WBCS was founded on the principles of diversity; we are incredibly proud of the diverse community we have built over the past eight years. However, our sentiments and actions need to go beyond celebrating diversity but unequivocally defending it. We need to be clear in our message that WBCS is a school that will not support racial or ethnic inequality. We need all of our students to know they are valued and loved. We need all families to feel welcome when they walk through our doors. We must continue our conversations about race which includes examining our practices and removing obstacles that contribute to systemic inequities. We must foster a culture of inclusion – for students, families and staff.
As we find ourselves separated during the pandemic, it poses a challenge to connect and provide emotional support in the same way we typically would. But know we are here. Our administrators, teachers, and social worker will continue to work hard to provide support to our students and families. We will post resources on how to talk with children about violence, racism and traumatic events. We will provide guidance to our teachers so they can discuss the issue in an age-appropriate manner. We want our students to feel supported. However, please feel free to contact us if you feel as though your child may need additional support.
We will continue to ask for your support to insure that WBCS remains a place where everyone receives the compassion, empathy and humanity they deserve.
WBCS School Administration and the Board of Trustees
In the early days, the founders of West Buffalo Charter School dreamed of a community school that would provide a learning environment aimed at educating the whole child while instilling a foundation of language acquisition and literacy proficiency. The founders believed that this noble mission should not be limited to zip code. The WBCS program would welcome economically disadvantaged youth, English language learners, and children with disabilities, and thus become an exemplary model of differentiated instruction. The philosophy was simple: to provide children with safety, warmth, nurture, and academic rigor.

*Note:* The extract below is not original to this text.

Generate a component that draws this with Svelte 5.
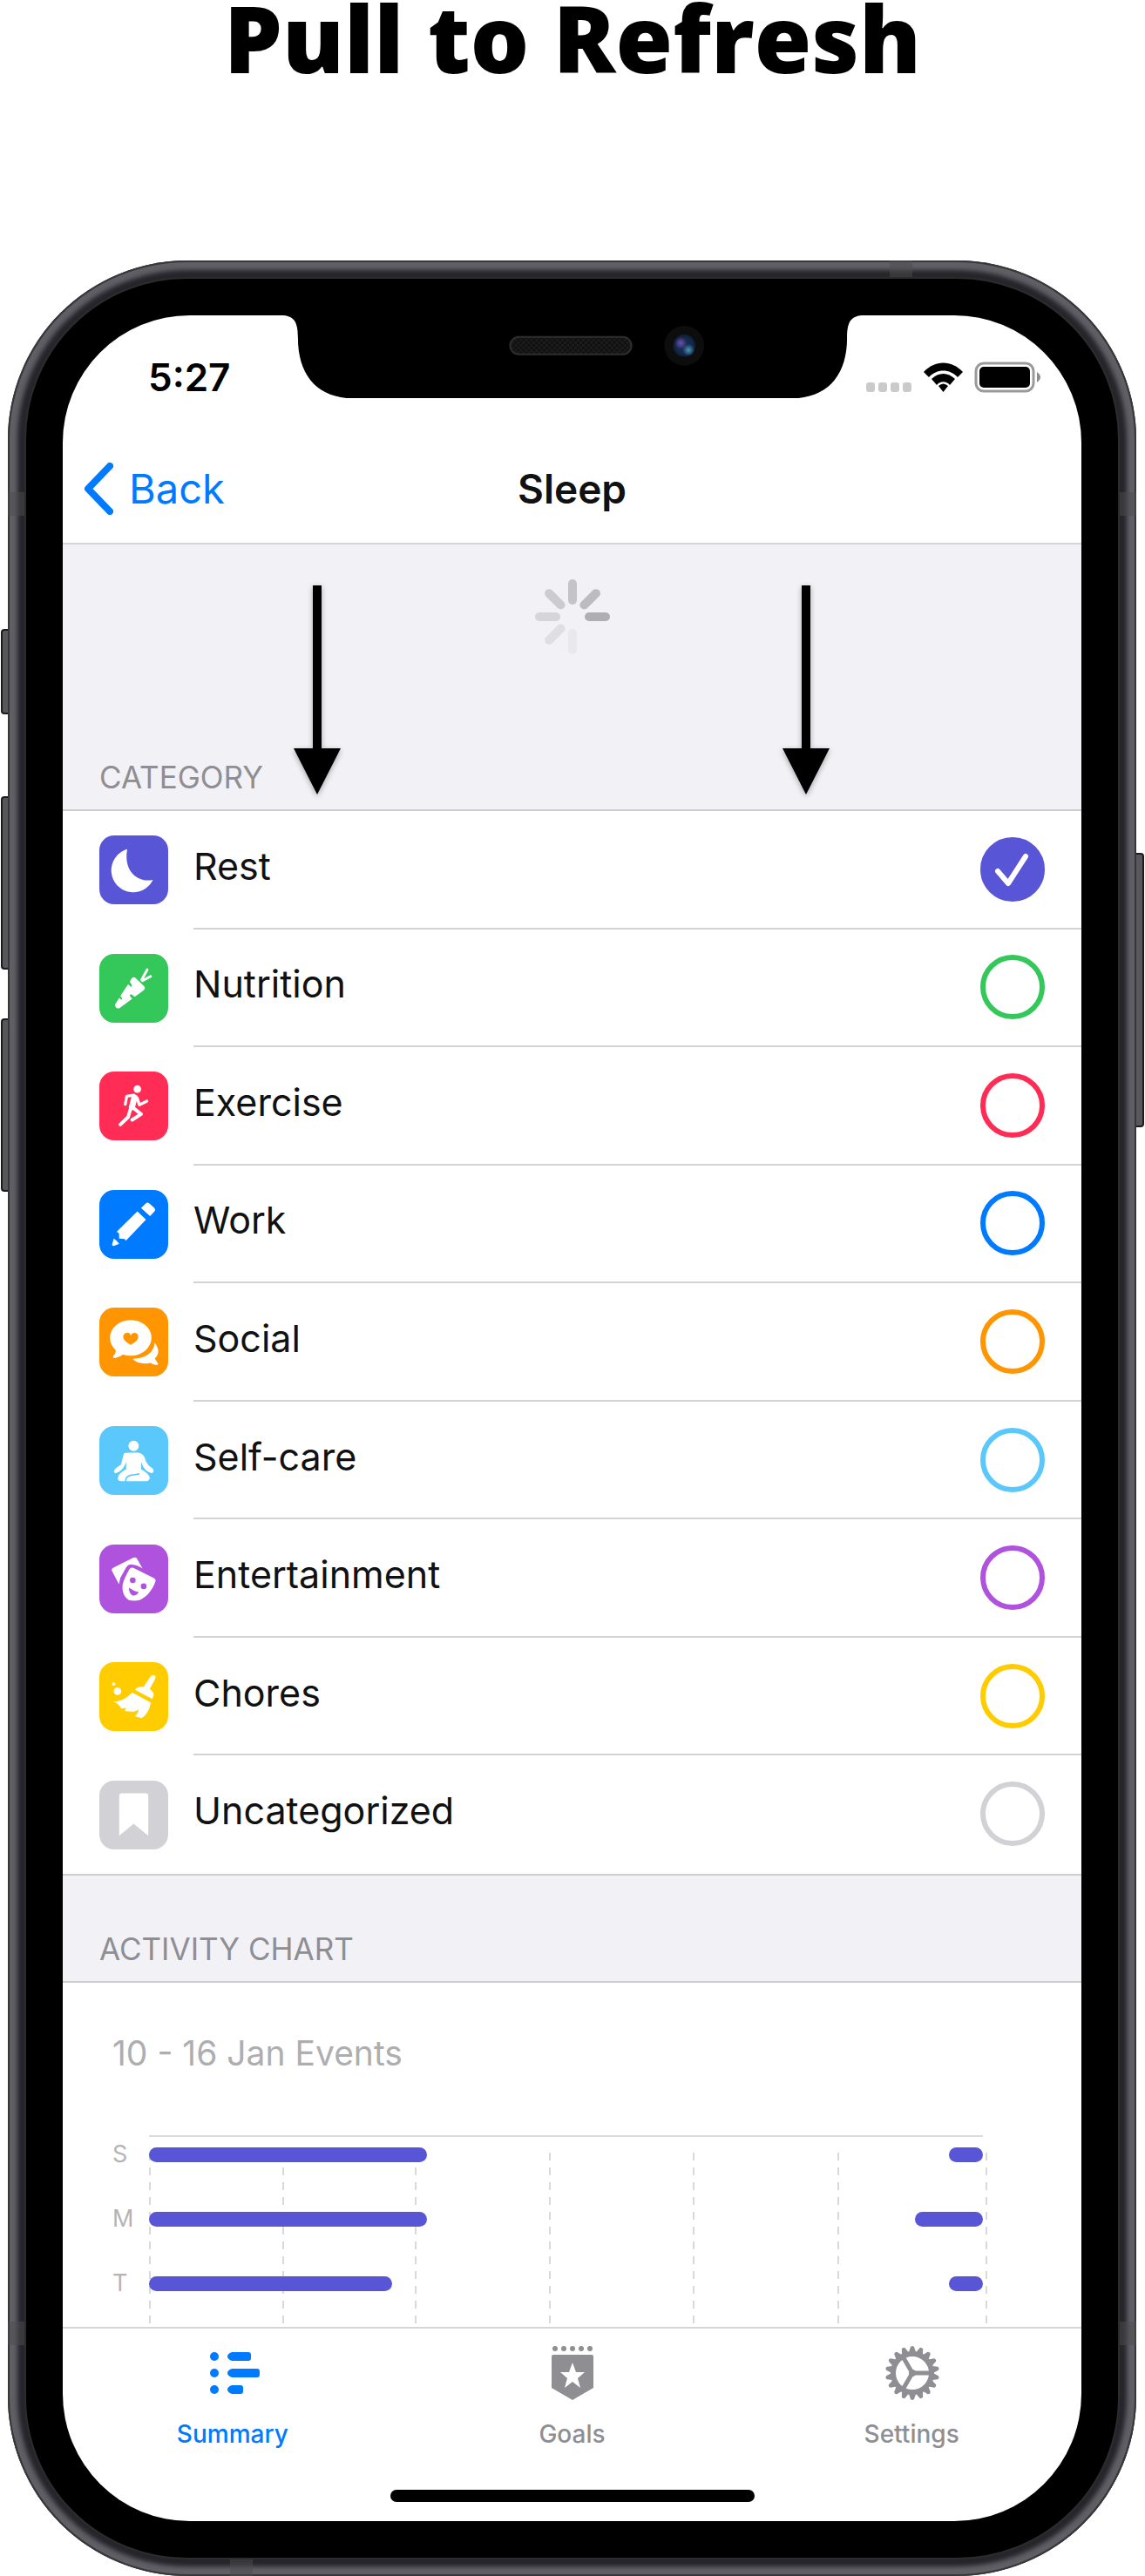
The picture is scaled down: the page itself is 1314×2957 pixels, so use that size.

On August 10, 2012, WBCS opened on the corner of Lafayette Avenue and Barton Street and welcomed its first class of 137 students in grades Kindergarten through 2. Since that day, WBCS has developed a culture respectful and accepting of cultural difference, past educational experiences, and various levels of developmental attainments. By engaging with families and the wider community, WBCS has provided the "village" it takes to raise a child.
In its first few years, WBCS has had many accomplishments. The school expanded to 300 students in grades Kindergarten through 4 and increased its support staff to meet students' academic and social-emotional needs. WBCS student support, teacher mentoring, academic programming, and community relations have become more refined as the school grows. Moreover, academic data demonstrates that students are becoming more academically proficient the longer they stay at WBCS.
In the 2016-17 school year, WBCS welcomed its very first 5th grade class after earning State approval to have middle school. Construction also began on the new additions that now house grades 4-8. WBCS is fully expanded as a K-8 school as of the 2019-2020 year.
To see children of different cultures, languages, and abilities learning happily and successfully together is a fulfillment of the founders' original dream.